This is an article I wrote for Devs to release self-made applications in production securely.
Running web applications in Docker containers or Kubernetes became the industry standard over the last decade. I am a big fan of Docker due to its approach to standardize infrastructure for software development and applications in production at the same time.
The last couple of years I came up with a checklist to make sure security and best practices are in place before releasing Docker containers into production.
See the ten bulletpoints bellow.
1. Least Priviledged OS User
-- The OS user itself should have no sudo rights but should be added to the Docker group to properly access Docker functionalities.
2. Least Priviledged Container User
-- While building the image, add a least privileged user to the image OS and switch to this user after installing required OS packages.
3. Copy and install packages first
-- To speed up the build time of Docker images by using Dockers caching feature, packages should be installed first. Later the rest of the code will be copied to the image.
4. Create folder structures and add correct user permissions
-- To anticipate problems with permissions, all folders should be created and code should be copied during build time of the image. In addition make sure your least piviledged container user is the owner of these folders.
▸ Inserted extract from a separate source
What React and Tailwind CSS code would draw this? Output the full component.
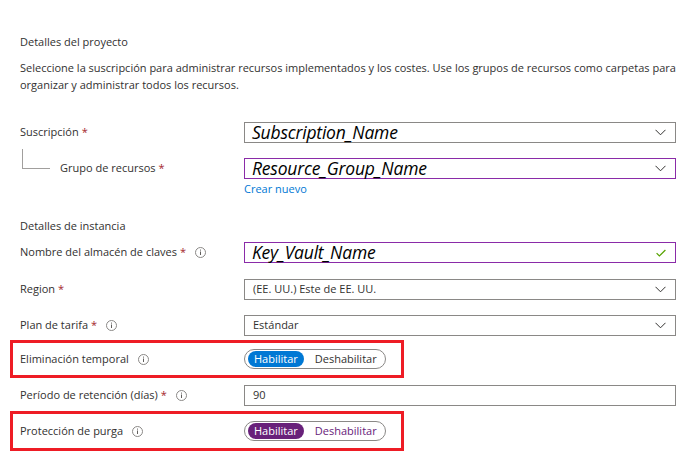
import React from "react";

const font = { fontFamily: '"Segoe UI", "Open Sans", "Noto Sans", sans-serif' };

function Star() {
  return <span className="text-[#a4262c] ml-[3px]">*</span>;
}

function Info() {
  return (
    <svg className="ml-[9px] shrink-0" width="11" height="11" viewBox="0 0 11 11">
      <circle cx="5.5" cy="5.5" r="5" fill="none" stroke="#8a8886" strokeWidth="1" />
      <rect x="5" y="4.5" width="1" height="3.5" fill="#605e5c" />
      <rect x="5" y="2.6" width="1" height="1" fill="#605e5c" />
    </svg>
  );
}

function Chevron() {
  return (
    <svg width="11" height="7" viewBox="0 0 11 7" className="shrink-0">
      <path d="M0.5 0.8 L5.5 5.8 L10.5 0.8" fill="none" stroke="#323130" strokeWidth="1" />
    </svg>
  );
}

function Check() {
  return (
    <svg width="10" height="8" viewBox="0 0 10 8" className="shrink-0">
      <path d="M0.6 4.2 L3.4 7 L9.4 1" fill="none" stroke="#57a300" strokeWidth="1.2" />
    </svg>
  );
}

function Select({ value, italic, purple, check }) {
  return (
    <div
      className={`w-[432px] h-[21px] flex items-center justify-between pl-[8px] pr-[9px] border ${
        purple ? "border-[#8a2ba8]" : "border-[#8a8886]"
      }`}
    >
      <span
        className={
          italic
            ? "italic text-[17.5px] leading-[19px] text-black -ml-[1px] -mt-[1px] tracking-[-0.2px]"
            : "text-[11px] text-[#323130]"
        }
      >
        {value}
      </span>
      {check ? <Check /> : value !== "90" && <Chevron />}
    </div>
  );
}

function Toggle({ purple }) {
  return (
    <div className="w-[142px] h-[20px] rounded-full border border-[#8a8886] flex items-center px-[3px]">
      <span
        className={`h-[16px] px-[6px] rounded-full text-white text-[11px] leading-[16px] ${
          purple ? "bg-[#68217a]" : "bg-[#0078d4]"
        }`}
      >
        Habilitar
      </span>
      <span className={`ml-[11px] text-[11px] ${purple ? "text-[#68217a]" : "text-[#323130]"}`}>
        Deshabilitar
      </span>
    </div>
  );
}

export default function App() {
  return (
    <div className="w-[695px] h-[471px] bg-white pl-[20px] text-[11px] text-[#323130] overflow-hidden" style={font}>
      <p className="pt-[34px] leading-[16px]">Detalles del proyecto</p>
      <p className="mt-[9px] leading-[17px] w-[665px]">
        Seleccione la suscripción para administrar recursos implementados y los costes. Use los grupos de recursos
        como carpetas para organizar y administrar todos los recursos.
      </p>

      <div className="mt-[29px] flex items-center">
        <div className="w-[224px] flex items-center">
          Suscripción
          <Star />
        </div>
        <Select value="Subscription_Name" italic />
      </div>

      <div className="mt-[15px] flex items-center">
        <div className="w-[224px] flex items-center">
          <div className="ml-[2px] -mt-[20px] w-[28px] h-[20px] border-l border-b border-[#a19f9d]" />
          <span className="ml-[10px]">Grupo de recursos</span>
          <Star />
        </div>
        <Select value="Resource_Group_Name" italic purple />
      </div>
      <p className="ml-[224px] mt-[2px] leading-[16px] text-[#0078d4]">Crear nuevo</p>

      <p className="mt-[21px] leading-[16px]">Detalles de instancia</p>

      <div className="mt-[8px] flex items-center">
        <div className="w-[224px] flex items-center">
          Nombre del almacén de claves
          <Star />
          <Info />
        </div>
        <Select value="Key_Vault_Name" italic purple check />
      </div>

      <div className="mt-[16px] flex items-center">
        <div className="w-[224px] flex items-center">
          Region
          <Star />
        </div>
        <Select value="(EE. UU.) Este de EE. UU." />
      </div>

      <div className="mt-[15px] flex items-center">
        <div className="w-[224px] flex items-center">
          Plan de tarifa
          <Star />
          <Info />
        </div>
        <Select value="Estándar" />
      </div>

      <div className="-ml-[10px] mt-[4px] w-[394px] h-[38px] border-[3px] border-[#ee1c25] flex items-center pl-[7px]">
        <div className="w-[224px] flex items-center">
          Eliminación temporal
          <Info />
        </div>
        <Toggle />
      </div>

      <div className="mt-[7px] flex items-center">
        <div className="w-[224px] flex items-center">
          Período de retención (días)
          <Star />
          <Info />
        </div>
        <Select value="90" />
      </div>

      <div className="-ml-[10px] mt-[5px] w-[394px] h-[40px] border-[3px] border-[#ee1c25] flex items-center pl-[7px]">
        <div className="w-[224px] flex items-center">
          Protección de purga
          <Info />
        </div>
        <Toggle purple />
      </div>
    </div>
  );
}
5. Set ARG and ENV variables during build
-- Arguments (ARG) can only be used during the build process, while environment variables (ENV) can be used after starting the containers. E.g. use it to set important paths.
6. Use docker-compose
-- Using docker-compose files will have a lot of advantages over scripts running single docker commands, e.g. setting up proper networking and volume mounting.
7. One service, one container
-- Always separate your services in separate containers. A good rule of thumb is to have only one service running per container.
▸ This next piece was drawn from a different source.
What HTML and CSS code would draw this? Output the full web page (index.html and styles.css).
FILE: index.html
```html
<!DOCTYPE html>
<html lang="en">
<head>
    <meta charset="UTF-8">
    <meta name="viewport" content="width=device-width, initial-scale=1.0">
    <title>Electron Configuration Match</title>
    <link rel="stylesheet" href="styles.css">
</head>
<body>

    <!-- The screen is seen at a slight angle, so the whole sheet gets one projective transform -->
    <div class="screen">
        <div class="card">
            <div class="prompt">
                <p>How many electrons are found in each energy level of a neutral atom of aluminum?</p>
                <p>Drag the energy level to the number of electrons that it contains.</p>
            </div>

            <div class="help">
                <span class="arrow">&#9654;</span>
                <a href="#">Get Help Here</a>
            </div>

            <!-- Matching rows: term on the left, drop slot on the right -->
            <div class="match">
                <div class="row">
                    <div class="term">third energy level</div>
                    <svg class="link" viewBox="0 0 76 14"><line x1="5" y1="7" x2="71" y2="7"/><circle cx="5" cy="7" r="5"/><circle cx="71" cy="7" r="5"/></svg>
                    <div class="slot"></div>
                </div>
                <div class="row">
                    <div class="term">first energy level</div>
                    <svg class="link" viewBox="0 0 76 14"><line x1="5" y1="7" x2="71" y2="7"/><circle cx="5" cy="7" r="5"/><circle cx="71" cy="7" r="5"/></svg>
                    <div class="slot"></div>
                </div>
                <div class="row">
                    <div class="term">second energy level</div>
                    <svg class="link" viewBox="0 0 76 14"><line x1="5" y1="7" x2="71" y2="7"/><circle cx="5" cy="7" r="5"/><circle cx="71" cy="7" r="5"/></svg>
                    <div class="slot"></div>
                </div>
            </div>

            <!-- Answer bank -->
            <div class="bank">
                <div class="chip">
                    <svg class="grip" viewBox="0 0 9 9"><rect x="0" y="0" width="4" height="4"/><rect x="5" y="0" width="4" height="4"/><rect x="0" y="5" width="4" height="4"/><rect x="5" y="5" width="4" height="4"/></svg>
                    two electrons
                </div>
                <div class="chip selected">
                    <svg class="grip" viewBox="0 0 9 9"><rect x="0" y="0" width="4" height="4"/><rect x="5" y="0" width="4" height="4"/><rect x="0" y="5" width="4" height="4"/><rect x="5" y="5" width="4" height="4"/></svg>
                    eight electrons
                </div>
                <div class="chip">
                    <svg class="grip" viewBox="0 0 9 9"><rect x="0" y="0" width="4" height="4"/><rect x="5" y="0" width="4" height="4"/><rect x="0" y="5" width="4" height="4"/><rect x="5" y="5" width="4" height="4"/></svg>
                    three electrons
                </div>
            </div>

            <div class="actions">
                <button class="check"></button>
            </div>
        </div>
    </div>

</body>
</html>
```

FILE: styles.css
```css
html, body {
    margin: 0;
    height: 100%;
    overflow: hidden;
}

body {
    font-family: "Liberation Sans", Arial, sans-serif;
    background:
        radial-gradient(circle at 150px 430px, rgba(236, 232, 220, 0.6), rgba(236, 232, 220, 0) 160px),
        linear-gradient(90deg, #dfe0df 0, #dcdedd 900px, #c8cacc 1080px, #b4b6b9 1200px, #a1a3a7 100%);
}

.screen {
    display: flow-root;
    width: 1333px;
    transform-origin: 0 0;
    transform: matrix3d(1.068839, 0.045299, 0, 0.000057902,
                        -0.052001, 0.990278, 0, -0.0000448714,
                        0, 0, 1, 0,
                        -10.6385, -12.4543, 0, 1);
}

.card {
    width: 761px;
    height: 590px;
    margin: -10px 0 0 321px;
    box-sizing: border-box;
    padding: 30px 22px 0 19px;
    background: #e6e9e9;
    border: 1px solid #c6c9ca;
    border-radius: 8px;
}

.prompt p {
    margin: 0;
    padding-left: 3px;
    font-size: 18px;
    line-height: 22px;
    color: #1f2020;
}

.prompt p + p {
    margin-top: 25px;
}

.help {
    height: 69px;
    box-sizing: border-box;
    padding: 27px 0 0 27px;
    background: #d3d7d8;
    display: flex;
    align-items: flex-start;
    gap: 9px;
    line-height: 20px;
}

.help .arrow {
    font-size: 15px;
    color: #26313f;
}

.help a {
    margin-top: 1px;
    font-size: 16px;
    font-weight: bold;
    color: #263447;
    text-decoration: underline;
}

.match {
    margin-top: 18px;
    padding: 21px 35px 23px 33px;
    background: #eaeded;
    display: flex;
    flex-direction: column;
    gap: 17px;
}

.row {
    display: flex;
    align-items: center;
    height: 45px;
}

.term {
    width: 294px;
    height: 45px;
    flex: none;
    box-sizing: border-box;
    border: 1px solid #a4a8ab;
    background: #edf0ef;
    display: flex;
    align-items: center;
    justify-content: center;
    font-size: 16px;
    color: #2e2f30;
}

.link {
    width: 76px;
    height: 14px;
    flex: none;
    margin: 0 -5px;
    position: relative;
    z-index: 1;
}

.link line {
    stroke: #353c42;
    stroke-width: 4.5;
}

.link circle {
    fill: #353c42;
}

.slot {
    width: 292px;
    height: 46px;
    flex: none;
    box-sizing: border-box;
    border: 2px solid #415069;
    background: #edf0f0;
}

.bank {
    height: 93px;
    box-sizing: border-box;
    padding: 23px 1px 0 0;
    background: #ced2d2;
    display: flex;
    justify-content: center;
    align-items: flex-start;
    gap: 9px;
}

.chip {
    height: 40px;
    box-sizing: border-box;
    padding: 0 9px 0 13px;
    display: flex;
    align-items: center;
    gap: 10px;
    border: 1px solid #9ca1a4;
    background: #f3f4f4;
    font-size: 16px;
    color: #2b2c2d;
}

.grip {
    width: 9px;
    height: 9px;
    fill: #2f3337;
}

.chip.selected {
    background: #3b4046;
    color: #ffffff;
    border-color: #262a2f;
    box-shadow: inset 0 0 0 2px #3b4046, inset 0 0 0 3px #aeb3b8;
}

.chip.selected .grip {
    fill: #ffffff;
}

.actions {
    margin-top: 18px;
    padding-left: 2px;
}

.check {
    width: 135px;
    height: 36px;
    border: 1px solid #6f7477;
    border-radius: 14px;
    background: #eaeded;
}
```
8. Restart important containers after errors
-- To achive a more controlled and automatic restart of containers use "restart: on-failure" in your docker-compose files.
9. No ports are allowed to expose externally
-- By creating a docker network, docker-compose services are able to communicate with each other within a local network. No ports have to be exposed. External ports are for web proxys only.
10. Save application logs in production
-- If an application logs to log files, without a proper use of volume mounting these log files will be deleted after rebuilding the container. Therefore use volume mounting to mount log files from the container to a specified folder on the OS.